Primary bug recorded in:
- `/home/clawdbot/clawd/Event_management/docs/bugs.jsonl`

Remediation plan recorded in:
- `/home/clawdbot/clawd/Event_management/docs/remediation-plan-2026-04-09-meeting-pipeline-db-lock-and-timeout.md`

## Recommended remediation direction

1. Move Event Management DB access to WAL mode for mixed read/write concurrency.
2. Apply explicit `busy_timeout` and writer retry/backoff in all meeting scripts.
3. Make write operations resilient to transient locks instead of failing the stage immediately.
4. Raise or dynamically tune the `meeting:scrape` stage timeout.
5. Add timeout/lock telemetry so future regressions are visible before they become daily-run failures.
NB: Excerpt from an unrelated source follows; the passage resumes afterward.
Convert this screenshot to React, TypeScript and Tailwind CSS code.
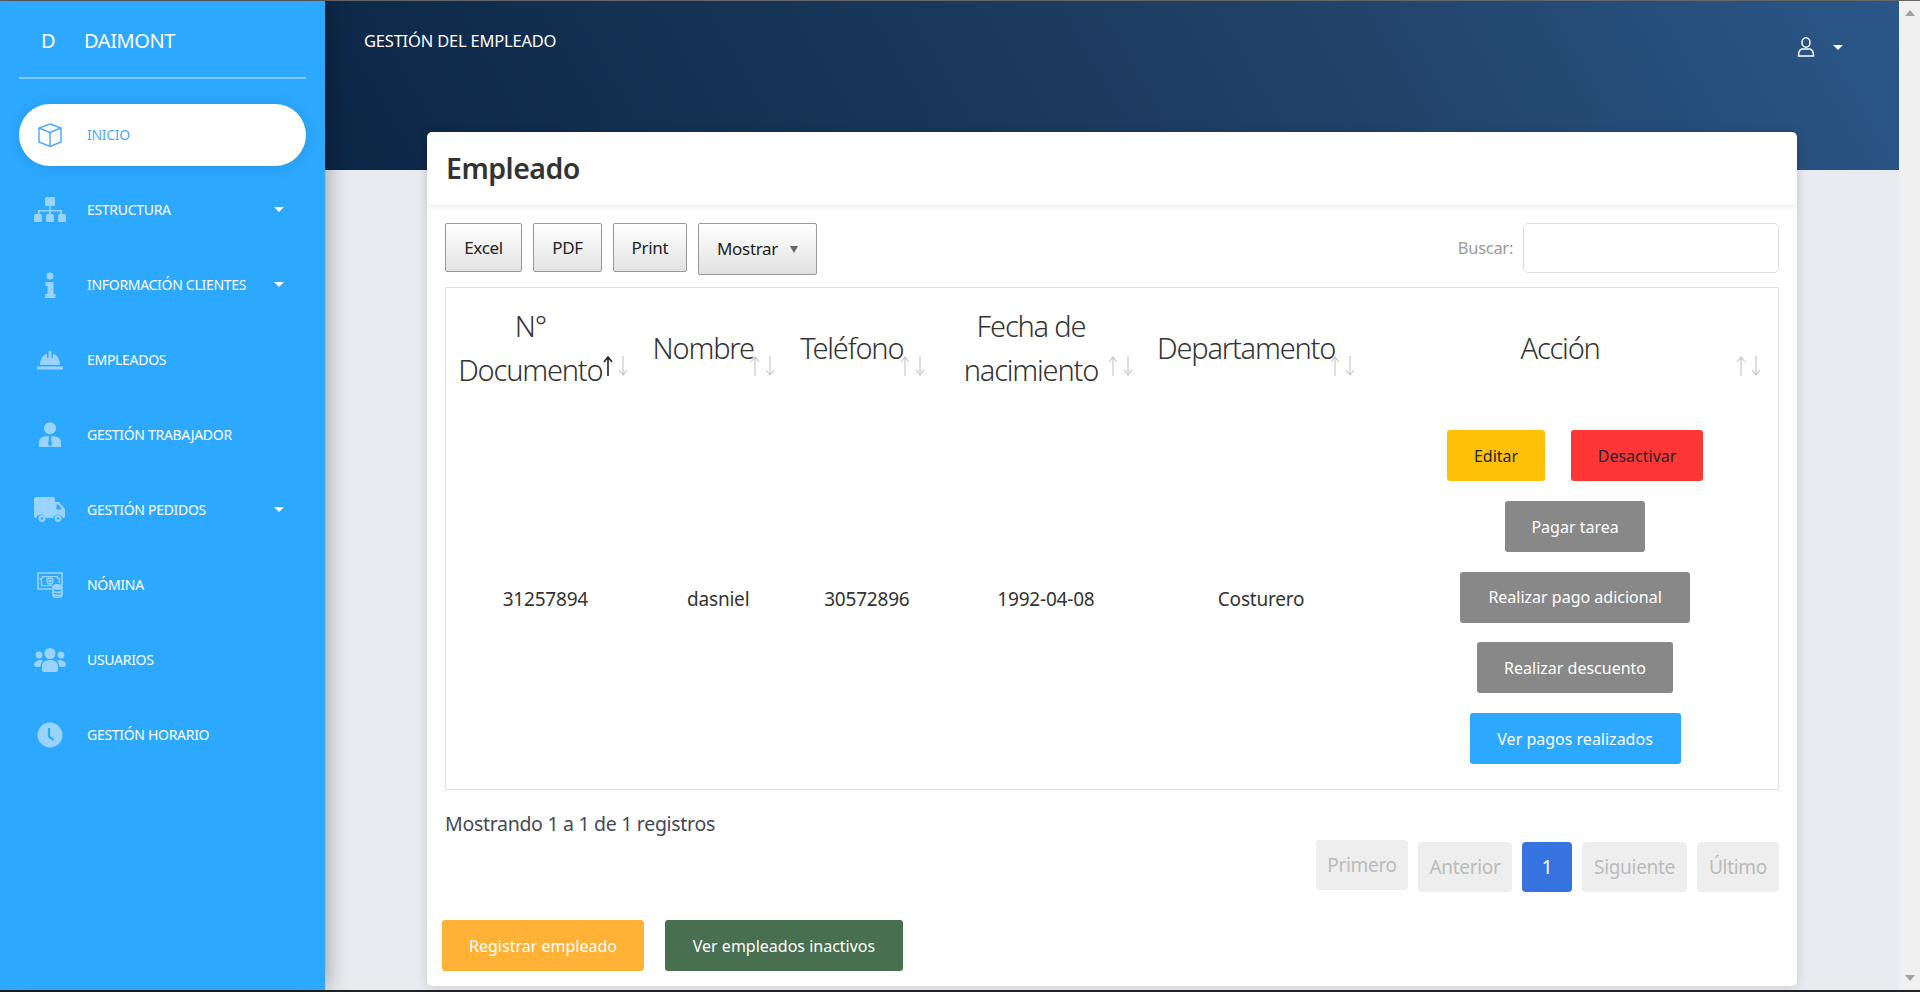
import { ReactNode } from 'react';

const ui = "font-['Noto_Sans',sans-serif]";

function CubeIcon() {
  return (
    <svg width="26" height="26" viewBox="0 0 26 26" fill="none" stroke="currentColor" strokeWidth="1.5">
      <path d="M13 2 L24 6 V20 L13 24.5 L2 20 V6 Z" />
      <path d="M2 6 L13 10.5 L24 6 M13 10.5 V24.5" />
    </svg>
  );
}

function HierarchyIcon() {
  return (
    <svg width="32" height="26" viewBox="0 0 32 26" fill="currentColor">
      <rect x="11" y="0" width="10" height="9" rx="1.5" />
      <path d="M15.2 9h1.6v4H28v5h-1.6v-3.4H16.8V18h-1.6v-3.4H5.6V18H4v-5h11.2z" />
      <rect x="0" y="17" width="8" height="8" rx="1.5" />
      <rect x="12" y="17" width="8" height="8" rx="1.5" />
      <rect x="24" y="17" width="8" height="8" rx="1.5" />
    </svg>
  );
}

function InfoIcon() {
  return (
    <svg width="12" height="26" viewBox="0 0 12 26" fill="currentColor">
      <circle cx="6" cy="4" r="3.6" />
      <path d="M1.5 10h8v12h2v4H1v-4h2.5v-8H1.5z" />
    </svg>
  );
}

function HelmetIcon() {
  return (
    <svg width="26" height="20" viewBox="0 0 26 20" fill="currentColor">
      <path d="M3 15C3 9 6 5 10 3.6V8h1.6V1h2.8v7H16V3.6C20 5 23 9 23 15z" />
      <rect x="0" y="16.5" width="26" height="3" />
    </svg>
  );
}

function WorkerIcon() {
  return (
    <svg width="24" height="26" viewBox="0 0 24 26" fill="currentColor">
      <circle cx="12" cy="6.2" r="6" />
      <path d="M8 14.2 L10.6 14 L11 17 L10 22 L12 25 L14 22 L13 17 L13.4 14 L16 14.2 C20 14.6 23 16.4 23 20 V25 H1 V20 C1 16.4 4 14.6 8 14.2Z" />
    </svg>
  );
}

function TruckIcon() {
  return (
    <svg width="32" height="26" viewBox="0 0 32 26" fill="currentColor">
      <path d="M2 0h17c1 0 2 1 2 2v3h4l6 7v7c0 1-.5 2-1 2h-1.200a5 5 0 0 0-9.600 0h-7.400a5 5 0 0 0-9.600 0H1.500C.500 21 0 20 0 19V2C0 1 1 0 2 0z" />
      <path d="M22.500 7.500v5H28l-3.600-5z" fill="#2ca8ff" />
      <circle cx="8" cy="21.500" r="3.400" />
      <circle cx="24" cy="21.500" r="3.400" />
      <circle cx="8" cy="21.500" r="1.300" fill="#2ca8ff" />
      <circle cx="24" cy="21.500" r="1.300" fill="#2ca8ff" />
    </svg>
  );
}

function PayrollIcon() {
  return (
    <svg width="26" height="26" viewBox="0 0 26 26" fill="none" stroke="currentColor" strokeWidth="1.4">
      <path d="M15 17H1V1h24v12" strokeWidth="1.6" />
      <path d="M15 13.600H4.500V10C4.500 8 3.600 7 3.600 7c1.400 0 2-1 2-2.400h14.600c0 1.400.800 2.400 2.200 2.400v4" />
      <circle cx="13" cy="9" r="3" />
      <circle cx="13" cy="9" r="1" fill="currentColor" />
      <ellipse cx="20.500" cy="15" rx="4.600" ry="2.200" fill="currentColor" />
      <path d="M16 15v8c0 1.300 2 2.400 4.500 2.400S25 24.300 25 23v-8M16 18c0 1.300 2 2.400 4.500 2.400S25 19.300 25 18M16 21c0 1.300 2 2.400 4.500 2.400S25 22.300 25 21" strokeWidth="1.600" />
    </svg>
  );
}

function UsersIcon() {
  return (
    <svg width="32" height="24" viewBox="0 0 32 24" fill="currentColor">
      <circle cx="16" cy="5.500" r="5.500" />
      <path d="M16 12c5 0 8 2.500 8 6v4c0 1-1 2-2 2H10c-1 0-2-1-2-2v-4c0-3.500 3-6 8-6z" />
      <circle cx="5" cy="7" r="3.400" />
      <circle cx="27" cy="7" r="3.400" />
      <path d="M7.500 12C4 12 0 13.500 0 16.500c0 1.500 1 2.500 2.500 2.500h4c.2-3 1.200-5.300 3-6.500-.6-.3-1.200-.5-2-.5zM24.500 12c3.500 0 7.500 1.500 7.500 4.500 0 1.500-1 2.500-2.500 2.500h-4c-.2-3-1.200-5.300-3-6.500.6-.3 1.200-.5 2-.5z" />
    </svg>
  );
}

function ClockIcon() {
  return (
    <svg width="26" height="26" viewBox="0 0 26 26">
      <circle cx="13" cy="13" r="12.500" fill="currentColor" />
      <path d="M12 6v8.500l4.500 3.500" fill="none" stroke="#2ca8ff" strokeWidth="2.200" />
    </svg>
  );
}

function UserOutline() {
  return (
    <svg width="18" height="20" viewBox="0 0 18 20" fill="none" stroke="white" strokeWidth="1.500">
      <ellipse cx="9" cy="5.500" rx="4" ry="4.700" />
      <path d="M5 12 H13 C15 12.500 16.500 15 16.500 19 H1.500 C1.500 15 3 12.500 5 12Z" />
    </svg>
  );
}

function Caret() {
  return <span className="h-0 w-0 border-x-[5px] border-t-[5px] border-x-transparent border-t-white" />;
}

const menu: { label: string; icon: ReactNode; caret?: boolean }[] = [
  { label: 'Estructura', icon: <HierarchyIcon />, caret: true },
  { label: 'Información clientes', icon: <InfoIcon />, caret: true },
  { label: 'Empleados', icon: <HelmetIcon /> },
  { label: 'Gestión trabajador', icon: <WorkerIcon /> },
  { label: 'Gestión pedidos', icon: <TruckIcon />, caret: true },
  { label: 'Nómina', icon: <PayrollIcon /> },
  { label: 'Usuarios', icon: <UsersIcon /> },
  { label: 'Gestión horario', icon: <ClockIcon /> },
];

function Sidebar() {
  return (
    <aside className="relative z-10 flex w-[325px] shrink-0 flex-col bg-[#2ca8ff] shadow-[0_0_22px_rgba(0,0,0,0.4)]">
      <div className="mx-[19px] flex h-[78px] items-center border-b-2 border-[#80c9ff] pt-[3px] text-white">
        <span className="ml-[22px] w-[43px] text-[20px]">D</span>
        <span className="text-[20px] tracking-[-0.4px]">DAIMONT</span>
      </div>
      <nav className="mt-[25px] flex flex-col">
        <a className="mx-[19px] flex h-[62px] items-center rounded-[31px] bg-white text-[#4fa9fb] shadow-[0_1px_15px_rgba(0,0,0,0.1)]">
          <span className="flex w-[68px] justify-center pr-[6px]">
            <CubeIcon />
          </span>
          <span className="pb-[2px] text-[14px] uppercase tracking-[-0.3px]">Inicio</span>
        </a>
        <div className="mt-[6px] flex flex-col">
          {menu.map((item) => (
            <a key={item.label} className="flex h-[75px] items-center pl-[19px] text-white">
              <span className="flex w-[68px] justify-center pr-[6px] text-[#99d3ff]">{item.icon}</span>
              <span className="text-[14px] uppercase tracking-[-0.3px]">{item.label}</span>
              {item.caret && (
                <span className="ml-auto mr-[41px] flex">
                  <Caret />
                </span>
              )}
            </a>
          ))}
        </div>
      </nav>
    </aside>
  );
}

function SortArrows({ dark }: { dark?: boolean }) {
  return (
    <span className="absolute bottom-[34px] right-[17px] flex gap-[5px]">
      <svg width="10" height="20" viewBox="0 0 10 20" fill="none" stroke={dark ? '#222222' : '#c8c8c8'} strokeWidth={dark ? 1.6 : 1.2}>
        <path d="M5 20V1M1 6l4-5 4 5" />
      </svg>
      <svg width="10" height="20" viewBox="0 0 10 20" fill="none" stroke="#c8c8c8" strokeWidth="1.2">
        <path d="M5 0v19M1 14l4 5 4-5" />
      </svg>
    </span>
  );
}

const headers = [
  { label: 'N° Documento', width: 'w-[199px]', pad: 'px-[6px]' },
  { label: 'Nombre', width: 'w-[147px]', pad: '' },
  { label: 'Teléfono', width: 'w-[150px]', pad: '' },
  { label: 'Fecha de nacimiento', width: 'w-[208px]', pad: '' },
  { label: 'Departamento', width: 'w-[222px]', pad: '' },
  { label: 'Acción', width: 'w-[406px]', pad: '' },
];

function ActionButton({ className, children }: { className: string; children: ReactNode }) {
  return (
    <button className={`flex h-[51px] items-center justify-center rounded-[3px] text-[16px] ${className}`}>
      {children}
    </button>
  );
}

function EmployeeTable() {
  return (
    <table className="mt-[12px] w-[1334px] table-fixed border-collapse border border-[#dee2e6]">
      <thead>
        <tr className="h-[122px]">
          {headers.map((h, i) => (
            <th
              key={h.label}
              className={`relative ${h.width} pb-[2px] pr-[30px] text-center text-[29px] font-light leading-[44px] tracking-[-1.2px] text-[#333333]`}
            >
              <span className={`block ${h.pad}`}>{h.label}</span>
              <SortArrows dark={i === 0} />
            </th>
          ))}
        </tr>
      </thead>
      <tbody>
        <tr className="h-[380px] text-center text-[19px] tracking-[-0.2px] text-[#333333]">
          <td className="pb-[1px]">31257894</td>
          <td className="pb-[1px]">dasniel</td>
          <td className="pb-[1px]">30572896</td>
          <td className="pb-[1px]">1992-04-08</td>
          <td className="pb-[1px]">Costurero</td>
          <td>
            <div className="flex flex-col items-center gap-[19.7px] pb-[4px] tracking-normal">
              <div className="flex gap-[26px]">
                <ActionButton className="w-[98px] bg-[#ffc107] text-[#212529]">Editar</ActionButton>
                <ActionButton className="w-[132px] bg-[#ff3636] text-[#212529]">Desactivar</ActionButton>
              </div>
              <ActionButton className="w-[140px] bg-[#888888] text-white">Pagar tarea</ActionButton>
              <ActionButton className="w-[230px] bg-[#888888] text-white">Realizar pago adicional</ActionButton>
              <ActionButton className="w-[196px] bg-[#888888] text-white">Realizar descuento</ActionButton>
              <ActionButton className="w-[211px] bg-[#2ca8ff] text-white">Ver pagos realizados</ActionButton>
            </div>
          </td>
        </tr>
      </tbody>
    </table>
  );
}

function ToolButton({ className, children }: { className: string; children: ReactNode }) {
  return (
    <button
      className={`flex items-center justify-center rounded-[2px] border border-[#999999] bg-gradient-to-b from-white to-[#e2e2e2] text-[17px] tracking-[-0.3px] text-[#222222] ${className}`}
    >
      {children}
    </button>
  );
}

const pages = [
  { label: 'Anterior', width: 'w-[94px]' },
  { label: '1', width: 'w-[50px]', active: true },
  { label: 'Siguiente', width: 'w-[105px]' },
  { label: 'Último', width: 'w-[82px]' },
];

export default function App() {
  return (
    <div className={`flex h-[992px] w-[1920px] flex-col overflow-hidden bg-[#e9ebf0] ${ui}`}>
      <div className="h-px bg-[#666666]" />
      <div className="flex min-h-0 flex-1">
        <Sidebar />
        <main className="flex min-w-0 flex-1 flex-col">
          <header className="flex h-[169px] shrink-0 items-start justify-between bg-[linear-gradient(60deg,#0c2646_0%,#204065_60%,#2a5788_100%)] pl-[39px] pr-[56px] text-white">
            <h2 className="mt-[29px] text-[16.5px] uppercase leading-[22px] tracking-[-0.2px]">Gestión del empleado</h2>
            <div className="mt-[36px] flex items-center gap-[18px]">
              <UserOutline />
              <Caret />
            </div>
          </header>
          <section className="relative mx-[102px] -mt-[38px] h-[854px] rounded-[5px] bg-white px-[18px] shadow-[0_1px_12px_rgba(0,0,0,0.14)]">
            <div className="-mx-[18px] flex h-[73px] items-center rounded-t-[5px] px-[19px] shadow-[0_2px_4px_rgba(0,0,0,0.08)]">
              <h1 className="text-[28.5px] font-semibold tracking-[-0.5px] text-[#333333]">Empleado</h1>
            </div>
            <div className="mt-[18px] flex items-start">
              <div className="flex items-start gap-[11px]">
                <ToolButton className="h-[49px] w-[77px]">Excel</ToolButton>
                <ToolButton className="h-[49px] w-[69px]">PDF</ToolButton>
                <ToolButton className="h-[49px] w-[74px]">Print</ToolButton>
                <ToolButton className="h-[52px] w-[119px] gap-[12px]">
                  Mostrar
                  <span className="h-0 w-0 border-x-[4px] border-t-[7px] border-x-transparent border-t-[#666666]" />
                </ToolButton>
              </div>
              <label className="ml-auto flex items-center gap-[10px] text-[16.5px] tracking-[-0.3px] text-[#999999]">
                Buscar:
                <input className="h-[50px] w-[256px] rounded-[5px] border border-[#dddddd] bg-white" />
              </label>
            </div>
            <EmployeeTable />
            <p className="mt-[20px] text-[19.5px] leading-[27px] tracking-[-0.3px] text-[#44495a]">Mostrando 1 a 1 de 1 registros</p>
            <div className="mt-[3px] flex items-start justify-end gap-[10px]">
              <button className="flex h-[50px] w-[92px] items-center justify-center rounded-[4px] bg-[#eeeeee] text-[19px] tracking-[-0.3px] text-[#bbbbbb]">
                Primero
              </button>
              {pages.map((p) => (
                <button
                  key={p.label}
                  className={`mt-[2px] flex h-[50px] ${p.width} items-center justify-center rounded-[4px] text-[19px] tracking-[-0.3px] ${p.active ? 'bg-[#3673de] text-white' : 'bg-[#eeeeee] text-[#bbbbbb]'}`}
                >
                  {p.label}
                </button>
              ))}
            </div>
            <div className="-ml-[3px] mt-[28px] flex gap-[21px] text-[16px] text-white">
              <button className="h-[51px] w-[202px] rounded-[3px] bg-[#ffb236]">Registrar empleado</button>
              <button className="h-[51px] w-[238px] rounded-[3px] bg-[#486f4f]">Ver empleados inactivos</button>
            </div>
          </section>
        </main>
        <div className="flex w-[21px] shrink-0 flex-col items-center justify-between bg-[#f0f0f0] py-[9px]">
          <span className="h-0 w-0 border-x-[5px] border-b-[6px] border-x-transparent border-b-[#a3a3a3]" />
          <span className="h-0 w-0 border-x-[5px] border-t-[6px] border-x-transparent border-t-[#a3a3a3]" />
        </div>
      </div>
      <div className="h-0.5 bg-[#222222]" />
    </div>
  );
}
## Implementation follow-up

Remediation has now been implemented and the bug record has been updated to `mitigated` pending runtime validation.

Implementation artifacts:
- `/home/clawdbot/clawd/Event_management/scripts/_event_db.py`
- `/home/clawdbot/clawd/Event_management/scripts/meeting_vienna_scraper.py`
- `/home/clawdbot/clawd/Event_management/scripts/meeting_vienna_deep_dive.py`
- `/home/clawdbot/clawd/Event_management/scripts/_manual_phase4_common.py`
- `/home/clawdbot/clawd/Event_management/scripts/event_manager_pipeline.py`

Post-implementation DB validation:
- `journal_mode = wal`
- `busy_timeout = 30000`

## Notes

This incident was concentrated in the `meeting.vienna.info` source. Salzburg and Expo did not show the same failure pattern in this run, which supports the conclusion that the bug is in the Meeting Vienna path and its DB/timeout handling rather than the whole pipeline runner.